Hamisi Tarrant is one of two new faces on Haddonfield Memorial High School principal Tammy McHale’s reshaped administrative team. As the dean of students, he’s tasked with keeping the peace among nearly 800 pupils, but he recognizes the traditional manner of meting out discipline to teenagers whose minds are continually evolving is a thing of the past.
“My approach is more restorative. Sometimes it’s too easy to lay down the hammer to be punitive. But to get the background of why the particular behavior happened – or looking at if we can change that behavior – are there some things that we can do that are not punitive in order to change that behavior?” Tarrant explained.
“I’m kind of looking at alternative ways to handle certain behaviors. Detentions are great, but giving back to the community is better. It’s a little more powerful and more meaningful. Ultimately it’s about finding ways to realize their mistakes and be mindful of them.”
Integration of students into the academic community and also within the world outside the classroom and the borough is also part of Tarrant’s gameplan.
“My last three years (at Cherry Hill High School West), my role became more of a mentor. We did a lot of things with minority youth and increasing their academic performance, really just kind of bringing people together. Coming to Haddonfield, I feel like I can do the same thing, essentially finding ways to bring people together,” he noted.
Part of the 21st-century educational mindset that’s slowly taking root in the school district involves more conference and collaboration between adults and their charges to best prepare students for the next step in academia.
“That’s kind of the trend of education, looking to get more student involvement, and hearing student voices, that’s what we’re doing. We’re connecting students with teachers and with us (administration), and hopefully it will infuse the academic process. As we move forward, we have the new academic schedule coming out next year that moves us more into the collegiate lifestyle,” Tarrant said regarding the unique student-teacher-admin relationship at HMHS.

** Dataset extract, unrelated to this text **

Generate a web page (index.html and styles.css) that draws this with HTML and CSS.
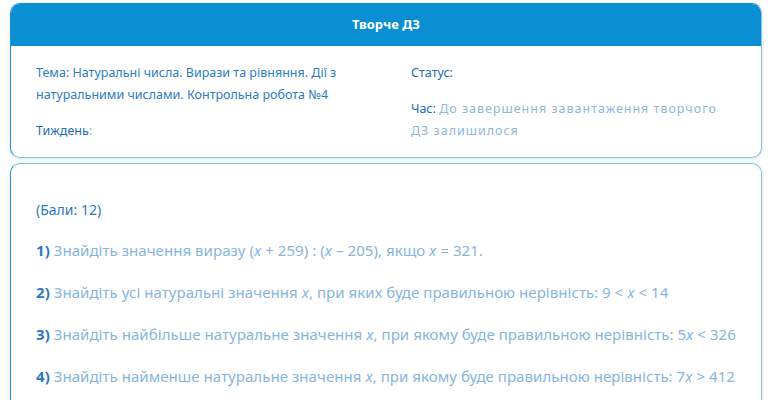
FILE: index.html
```html
<!DOCTYPE html>
<html lang="uk">
<head>
<meta charset="utf-8">
<link rel="stylesheet" href="styles.css">
</head>
<body>
<div class="card info">
  <div class="card-head">Творче ДЗ</div>
  <div class="info-body">
    <div class="col left">
      <p class="row mid">Тема: Натуральні числа. Вирази та рівняння. Дії з натуральними числами. Контрольна робота №4</p>
      <p class="row"><span class="lbl">Тиждень</span><span class="pale">:</span></p>
    </div>
    <div class="col right">
      <p class="row"><span class="lbl">Статус:</span></p>
      <p class="row"><span class="lbl">Час:</span> <span class="pale wide">До завершення завантаження творчого ДЗ залишилося</span></p>
    </div>
  </div>
</div>
<div class="card tasks">
  <p class="score">(Бали: 12)</p>
  <p class="task"><b>1)</b> Знайдіть значення виразу (<i>x</i> + 259) : (<i>x</i> – 205), якщо <i>x</i> = 321.</p>
  <p class="task"><b>2)</b> Знайдіть усі натуральні значення <i>x</i>, при яких буде правильною нерівність: 9 &lt; <i>x</i> &lt; 14</p>
  <p class="task"><b>3)</b> Знайдіть найбільше натуральне значення <i>x</i>, при якому буде правильною нерівність: 5<i>x</i> &lt; 326</p>
  <p class="task"><b>4)</b> Знайдіть найменше натуральне значення <i>x</i>, при якому буде правильною нерівність: 7<i>x</i> &gt; 412</p>
</div>
</body>
</html>
```
FILE: styles.css
```css
html, body {
  margin: 0;
  padding: 0;
  background: #ffffff;
}
body {
  padding: 3px 6px 0 10px;
  font-family: "Noto Sans", "Open Sans", sans-serif;
  overflow: hidden;
  height: 400px;
  box-sizing: border-box;
}
p { margin: 0; }
.card {
  border: 1.5px solid #7fc3e8;
  border-left-color: #1a93d6;
  border-radius: 10px;
  background: #fff;
  box-shadow: 0 1px 4px rgba(0,0,0,0.12);
}
.info {
  overflow: hidden;
  border-color: #0b8fd3 #7fc3e8 #7fc3e8 #1a93d6;
}
.card-head {
  background: #0b8fd3;
  color: #fff;
  font-weight: 700;
  font-size: 13px;
  text-align: center;
  height: 42px;
  line-height: 40px;
}
.info-body {
  display: grid;
  grid-template-columns: 375px 310px;
  padding: 16px 20px 15px 25px;
  font-size: 12.5px;
  line-height: 22px;
}
.info-body .row { margin-bottom: 14px; }
.info-body .row:last-child { margin-bottom: 0; }
.lbl { color: #1d6db6; }
.mid { color: #2c7cc2; }
.pale { color: #8db7dc; }
.wide { letter-spacing: 1px; }
.tasks {
  margin-top: 5px;
  padding: 35px 20px 40px 25px;
  font-size: 15px;
  line-height: 22px;
  color: #86b5de;
  min-height: 300px;
}
.score {
  color: #2a78c0;
  font-size: 14px;
  margin-bottom: 18px;
}
.task {
  margin-bottom: 20px;
  white-space: nowrap;
  letter-spacing: 0.05px;
}
.task b {
  color: #2a78c0;
  font-weight: 700;
}
.task i { font-style: italic; }
```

Tarrant is a new addition to the HMHS community but not to the area, as he spent the last 15 years at Cherry Hill Public Schools, working through the district in roles ranging from teacher to coach to administrator. He credits closeness with West English teacher and township council member Carole Roskoph as a motivating factor in his development.
“I started off at the elementary school level as a health and phys-ed teacher at Thomas Paine, also spent time at Woodcrest, Barton and Kingston. Then, I went up to the high school, where I started off coaching football and basketball and ended up coaching track at the end of my tenure. I later moved into administrative roles, so I was supervisor for athletics, coordinator for foreign-language health and physical education, professional development, student voice survey,” he said.
Tarrant cites the enthusiasm and philosophy of his new boss as a primary reason to join the team at the top of the Bulldawg high school pyramid and work together to hit the ground running once school begins.
“I really believe in her vision. I wanted to become a part of her team and her program. And Dan (assistant principal Licata) is one of the best people I’ve ever met. I know Tammy spoke about it before, but we’re excited, we’re all working together. We have time to figure out each other’s strengths and weaknesses. As we continue to grow, I think it’ll be a good experience.”
As McHale previously mentioned, Tarrant’s also most looking forward to the influx of students to break up the monotony of summer slowness on campus. A seeker of new challenges, his additional responsibilities with the school’s counseling department is one facet of the new job he’s looking forward to tackling.
“My goal here is to connect, bring awareness about mental health, anxiety, all those pressures that a lot of our students see, and find ways to have them cope with it,” he continued.
“I have an open-door policy. I’m around for the rest of the summer. If you’re around during the school year, come by, say hello. I’d like to meet any community members and interact with the student population.”